- [Set exercise]: Output every line exactly as written. Leave out pictures.
[Start Stored data]
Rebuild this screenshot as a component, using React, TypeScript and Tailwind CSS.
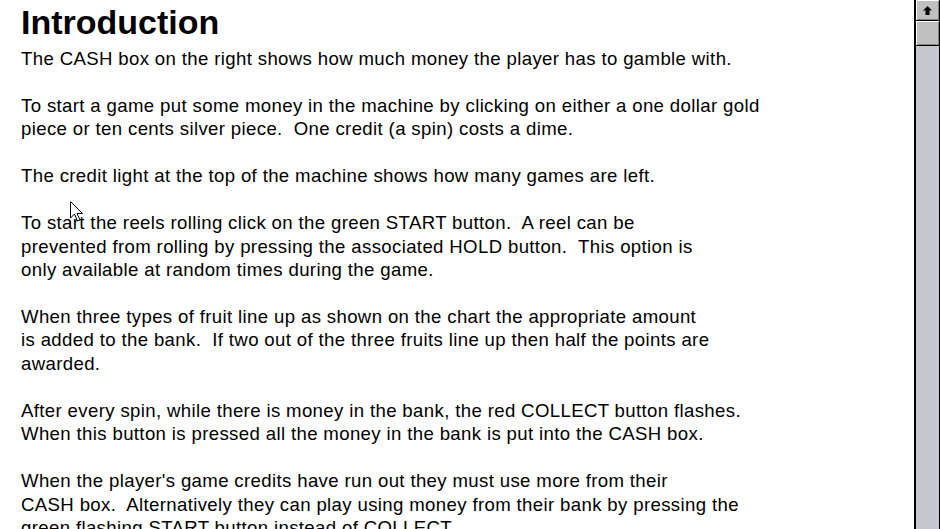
import React from "react";

const paragraphs: string[][] = [
  ["The CASH box on the right shows how much money the player has to gamble with."],
  [
    "To start a game put some money in the machine by clicking on either a one dollar gold",
    "piece or ten cents silver piece.  One credit (a spin) costs a dime.",
  ],
  ["The credit light at the top of the machine shows how many games are left."],
  [
    "To start the reels rolling click on the green START button.  A reel can be",
    "prevented from rolling by pressing the associated HOLD button.  This option is",
    "only available at random times during the game.",
  ],
  [
    "When three types of fruit line up as shown on the chart the appropriate amount",
    "is added to the bank.  If two out of the three fruits line up then half the points are",
    "awarded.",
  ],
  [
    "After every spin, while there is money in the bank, the red COLLECT button flashes.",
    "When this button is pressed all the money in the bank is put into the CASH box.",
  ],
  [
    "When the player's game credits have run out they must use more from their",
    "CASH box.  Alternatively they can play using money from their bank by pressing the",
    "green flashing START button instead of COLLECT.",
  ],
];

const Cursor = () => (
  <svg
    className="absolute left-[70px] top-[201px]"
    width="14"
    height="22"
    viewBox="0 0 14 22"
  >
    <path
      d="M0.5 0.5 L0.5 17 L4.5 13 L7.5 20 L10 19 L7 12.5 L12.5 12.5 Z"
      fill="white"
      stroke="black"
      strokeWidth="1"
    />
  </svg>
);

export default function App() {
  return (
    <div className="flex h-[529px] w-[940px] overflow-hidden bg-white">
      {/* HELP TEXT */}
      <div className="relative flex-1 overflow-hidden pl-[21px] font-['Liberation_Sans',Arial,sans-serif] text-black">
        <h1 className="mt-[2px] text-[34px] font-bold leading-[40px]">Introduction</h1>
        <div className="mt-[5px] text-[18.6px] leading-[23.45px] tracking-[0.36px]">
          {paragraphs.map((lines, i) => (
            <div key={i} className="mb-[23.45px]">
              {lines.map((line, j) => (
                <div key={j} className="whitespace-pre">
                  {line}
                </div>
              ))}
            </div>
          ))}
        </div>
        <Cursor />
      </div>

      {/* SCROLLBAR */}
      <div className="flex w-[26px] flex-col border-l-2 border-r border-black bg-[#c4c8cc]">
        <div className="flex h-[21px] items-center justify-center border-b border-black bg-[#c0c0c0] shadow-[inset_1px_1px_0_#ffffff,inset_-1px_-1px_0_#808080]">
          <svg width="11" height="11" viewBox="0 0 11 11">
            <path d="M5.5 1 L10 5.5 L7.5 5.5 L7.5 10 L3.5 10 L3.5 5.5 L1 5.5 Z" fill="black" />
          </svg>
        </div>
        <div className="h-[25px] border-b border-black bg-[#c0c0c0] shadow-[inset_1px_1px_0_#ffffff,inset_-1px_-1px_0_#808080]" />
        <div className="flex-1" />
      </div>
    </div>
  );
}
[End Stored data]
- [Answer to this exercise]:
Rebuild this screenshot as a component, using React, TypeScript and Tailwind CSS.
import React from "react";

const paragraphs: string[][] = [
  ["The CASH box on the right shows how much money the player has to gamble with."],
  [
    "To start a game put some money in the machine by clicking on either a one dollar gold",
    "piece or ten cents silver piece.  One credit (a spin) costs a dime.",
  ],
  ["The credit light at the top of the machine shows how many games are left."],
  [
    "To start the reels rolling click on the green START button.  A reel can be",
    "prevented from rolling by pressing the associated HOLD button.  This option is",
    "only available at random times during the game.",
  ],
  [
    "When three types of fruit line up as shown on the chart the appropriate amount",
    "is added to the bank.  If two out of the three fruits line up then half the points are",
    "awarded.",
  ],
  [
    "After every spin, while there is money in the bank, the red COLLECT button flashes.",
    "When this button is pressed all the money in the bank is put into the CASH box.",
  ],
  [
    "When the player's game credits have run out they must use more from their",
    "CASH box.  Alternatively they can play using money from their bank by pressing the",
    "green flashing START button instead of COLLECT.",
  ],
];

const Cursor = () => (
  <svg
    className="absolute left-[70px] top-[201px]"
    width="14"
    height="22"
    viewBox="0 0 14 22"
  >
    <path
      d="M0.5 0.5 L0.5 17 L4.5 13 L7.5 20 L10 19 L7 12.5 L12.5 12.5 Z"
      fill="white"
      stroke="black"
      strokeWidth="1"
    />
  </svg>
);

export default function App() {
  return (
    <div className="flex h-[529px] w-[940px] overflow-hidden bg-white">
      {/* HELP TEXT */}
      <div className="relative flex-1 overflow-hidden pl-[21px] font-['Liberation_Sans',Arial,sans-serif] text-black">
        <h1 className="mt-[2px] text-[34px] font-bold leading-[40px]">Introduction</h1>
        <div className="mt-[5px] text-[18.6px] leading-[23.45px] tracking-[0.36px]">
          {paragraphs.map((lines, i) => (
            <div key={i} className="mb-[23.45px]">
              {lines.map((line, j) => (
                <div key={j} className="whitespace-pre">
                  {line}
                </div>
              ))}
            </div>
          ))}
        </div>
        <Cursor />
      </div>

      {/* SCROLLBAR */}
      <div className="flex w-[26px] flex-col border-l-2 border-r border-black bg-[#c4c8cc]">
        <div className="flex h-[21px] items-center justify-center border-b border-black bg-[#c0c0c0] shadow-[inset_1px_1px_0_#ffffff,inset_-1px_-1px_0_#808080]">
          <svg width="11" height="11" viewBox="0 0 11 11">
            <path d="M5.5 1 L10 5.5 L7.5 5.5 L7.5 10 L3.5 10 L3.5 5.5 L1 5.5 Z" fill="black" />
          </svg>
        </div>
        <div className="h-[25px] border-b border-black bg-[#c0c0c0] shadow-[inset_1px_1px_0_#ffffff,inset_-1px_-1px_0_#808080]" />
        <div className="flex-1" />
      </div>
    </div>
  );
}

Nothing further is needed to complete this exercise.